● INFORMATION SUPPLIED
>> Start
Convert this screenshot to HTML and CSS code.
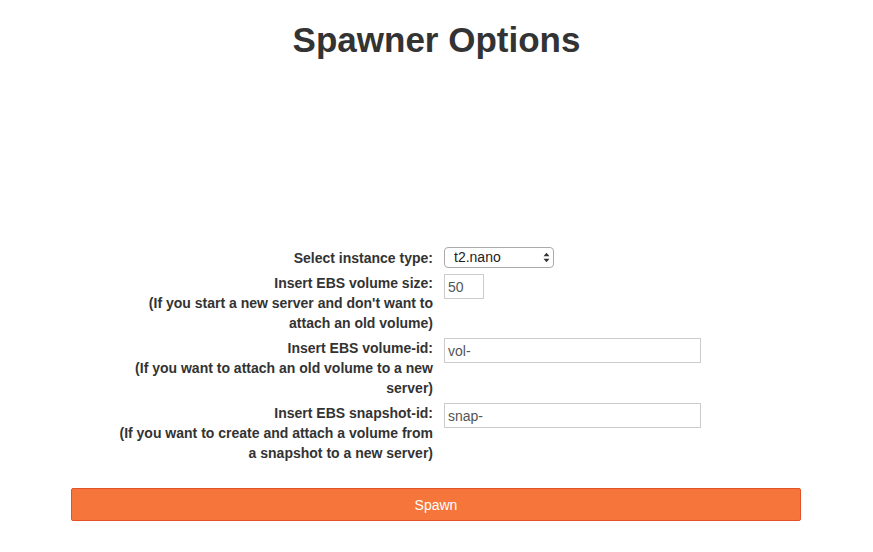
FILE: index.html
```html
<!DOCTYPE html>
<html>
<head>
<meta charset="utf-8">
<link rel="stylesheet" href="styles.css">
</head>
<body>
<div class="page">
  <h1 class="title">Spawner Options</h1>
  <form class="form">
    <div class="grid">
      <label class="label" for="itype">Select instance type:</label>
      <div class="field">
        <div class="select-wrap">
          <select id="itype" class="select">
            <option>t2.nano</option>
          </select>
          <svg class="arrows" width="7" height="11" viewBox="0 0 7 11"><path d="M0.5 4.2 L3.5 0.8 L6.5 4.2 Z M0.5 6.8 L3.5 10.2 L6.5 6.8 Z" fill="#333"/></svg>
        </div>
      </div>

      <label class="label" for="vsize">Insert EBS volume size:<br>(If you start a new server and don't want to<br>attach an old volume)</label>
      <div class="field"><input id="vsize" class="input small" type="text" value="50"></div>

      <label class="label" for="vid">Insert EBS volume-id:<br>(If you want to attach an old volume to a new<br>server)</label>
      <div class="field"><input id="vid" class="input wide" type="text" value="vol-"></div>

      <label class="label" for="sid">Insert EBS snapshot-id:<br>(If you want to create and attach a volume from<br>a snapshot to a new server)</label>
      <div class="field"><input id="sid" class="input wide" type="text" value="snap-"></div>
    </div>
    <button type="button" class="spawn">Spawn</button>
  </form>
</div>
</body>
</html>
```
FILE: styles.css
```css
html, body {
  margin: 0;
  padding: 0;
  background: #fff;
}
body {
  font-family: "Liberation Sans", Arial, Helvetica, sans-serif;
  color: #333;
  font-size: 14px;
}
.page {
  width: 873px;
  height: 552px;
  overflow: hidden;
}
.title {
  margin: 0;
  padding-top: 18px;
  text-align: center;
  font-size: 35px;
  line-height: 44px;
  font-weight: bold;
  color: #333;
}
.form {
  margin-top: 186px;
}
.grid {
  display: grid;
  grid-template-columns: 320px 260px;
  column-gap: 11px;
  row-gap: 5px;
  margin-left: 113px;
}
.label {
  text-align: right;
  font-weight: bold;
  font-size: 14px;
  line-height: 20px;
  color: #333;
}
.field {
  display: flex;
  align-items: flex-start;
}
.select-wrap {
  position: relative;
  width: 110px;
  height: 21px;
  margin-top: -1px;
}
.select {
  -webkit-appearance: none;
  appearance: none;
  width: 110px;
  height: 21px;
  box-sizing: border-box;
  border: 1px solid #aaa;
  border-radius: 4px;
  background: #fff;
  font-family: "Liberation Sans", Arial, sans-serif;
  font-size: 14px;
  color: #222;
  padding: 0 0 0 9px;
  margin: 0;
  line-height: 19px;
}
.arrows {
  position: absolute;
  right: 4px;
  top: 5px;
  pointer-events: none;
}
.input {
  box-sizing: border-box;
  height: 25px;
  border: 1px solid #ccc;
  border-radius: 0;
  padding: 0 3px;
  margin: 0;
  font-family: "Liberation Sans", Arial, sans-serif;
  font-size: 14px;
  color: #555;
  background: #fff;
}
.small {
  width: 40px;
  margin-top: 1px;
}
.wide {
  width: 257px;
}
.spawn {
  display: block;
  box-sizing: border-box;
  width: 730px;
  height: 33px;
  margin: 25px 0 0 71px;
  background: #f5753a;
  border: 1px solid #e4522a;
  border-radius: 2px;
  color: #fff;
  font-family: "Liberation Sans", Arial, sans-serif;
  font-size: 14px;
  padding: 0;
}
```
>> End
● WORK TO DO
Restate the whole listing above exactly, except for its images.

● TASK SOLUTION
Convert this screenshot to HTML and CSS code.
FILE: index.html
```html
<!DOCTYPE html>
<html>
<head>
<meta charset="utf-8">
<link rel="stylesheet" href="styles.css">
</head>
<body>
<div class="page">
  <h1 class="title">Spawner Options</h1>
  <form class="form">
    <div class="grid">
      <label class="label" for="itype">Select instance type:</label>
      <div class="field">
        <div class="select-wrap">
          <select id="itype" class="select">
            <option>t2.nano</option>
          </select>
          <svg class="arrows" width="7" height="11" viewBox="0 0 7 11"><path d="M0.5 4.2 L3.5 0.8 L6.5 4.2 Z M0.5 6.8 L3.5 10.2 L6.5 6.8 Z" fill="#333"/></svg>
        </div>
      </div>

      <label class="label" for="vsize">Insert EBS volume size:<br>(If you start a new server and don't want to<br>attach an old volume)</label>
      <div class="field"><input id="vsize" class="input small" type="text" value="50"></div>

      <label class="label" for="vid">Insert EBS volume-id:<br>(If you want to attach an old volume to a new<br>server)</label>
      <div class="field"><input id="vid" class="input wide" type="text" value="vol-"></div>

      <label class="label" for="sid">Insert EBS snapshot-id:<br>(If you want to create and attach a volume from<br>a snapshot to a new server)</label>
      <div class="field"><input id="sid" class="input wide" type="text" value="snap-"></div>
    </div>
    <button type="button" class="spawn">Spawn</button>
  </form>
</div>
</body>
</html>
```
FILE: styles.css
```css
html, body {
  margin: 0;
  padding: 0;
  background: #fff;
}
body {
  font-family: "Liberation Sans", Arial, Helvetica, sans-serif;
  color: #333;
  font-size: 14px;
}
.page {
  width: 873px;
  height: 552px;
  overflow: hidden;
}
.title {
  margin: 0;
  padding-top: 18px;
  text-align: center;
  font-size: 35px;
  line-height: 44px;
  font-weight: bold;
  color: #333;
}
.form {
  margin-top: 186px;
}
.grid {
  display: grid;
  grid-template-columns: 320px 260px;
  column-gap: 11px;
  row-gap: 5px;
  margin-left: 113px;
}
.label {
  text-align: right;
  font-weight: bold;
  font-size: 14px;
  line-height: 20px;
  color: #333;
}
.field {
  display: flex;
  align-items: flex-start;
}
.select-wrap {
  position: relative;
  width: 110px;
  height: 21px;
  margin-top: -1px;
}
.select {
  -webkit-appearance: none;
  appearance: none;
  width: 110px;
  height: 21px;
  box-sizing: border-box;
  border: 1px solid #aaa;
  border-radius: 4px;
  background: #fff;
  font-family: "Liberation Sans", Arial, sans-serif;
  font-size: 14px;
  color: #222;
  padding: 0 0 0 9px;
  margin: 0;
  line-height: 19px;
}
.arrows {
  position: absolute;
  right: 4px;
  top: 5px;
  pointer-events: none;
}
.input {
  box-sizing: border-box;
  height: 25px;
  border: 1px solid #ccc;
  border-radius: 0;
  padding: 0 3px;
  margin: 0;
  font-family: "Liberation Sans", Arial, sans-serif;
  font-size: 14px;
  color: #555;
  background: #fff;
}
.small {
  width: 40px;
  margin-top: 1px;
}
.wide {
  width: 257px;
}
.spawn {
  display: block;
  box-sizing: border-box;
  width: 730px;
  height: 33px;
  margin: 25px 0 0 71px;
  background: #f5753a;
  border: 1px solid #e4522a;
  border-radius: 2px;
  color: #fff;
  font-family: "Liberation Sans", Arial, sans-serif;
  font-size: 14px;
  padding: 0;
}
```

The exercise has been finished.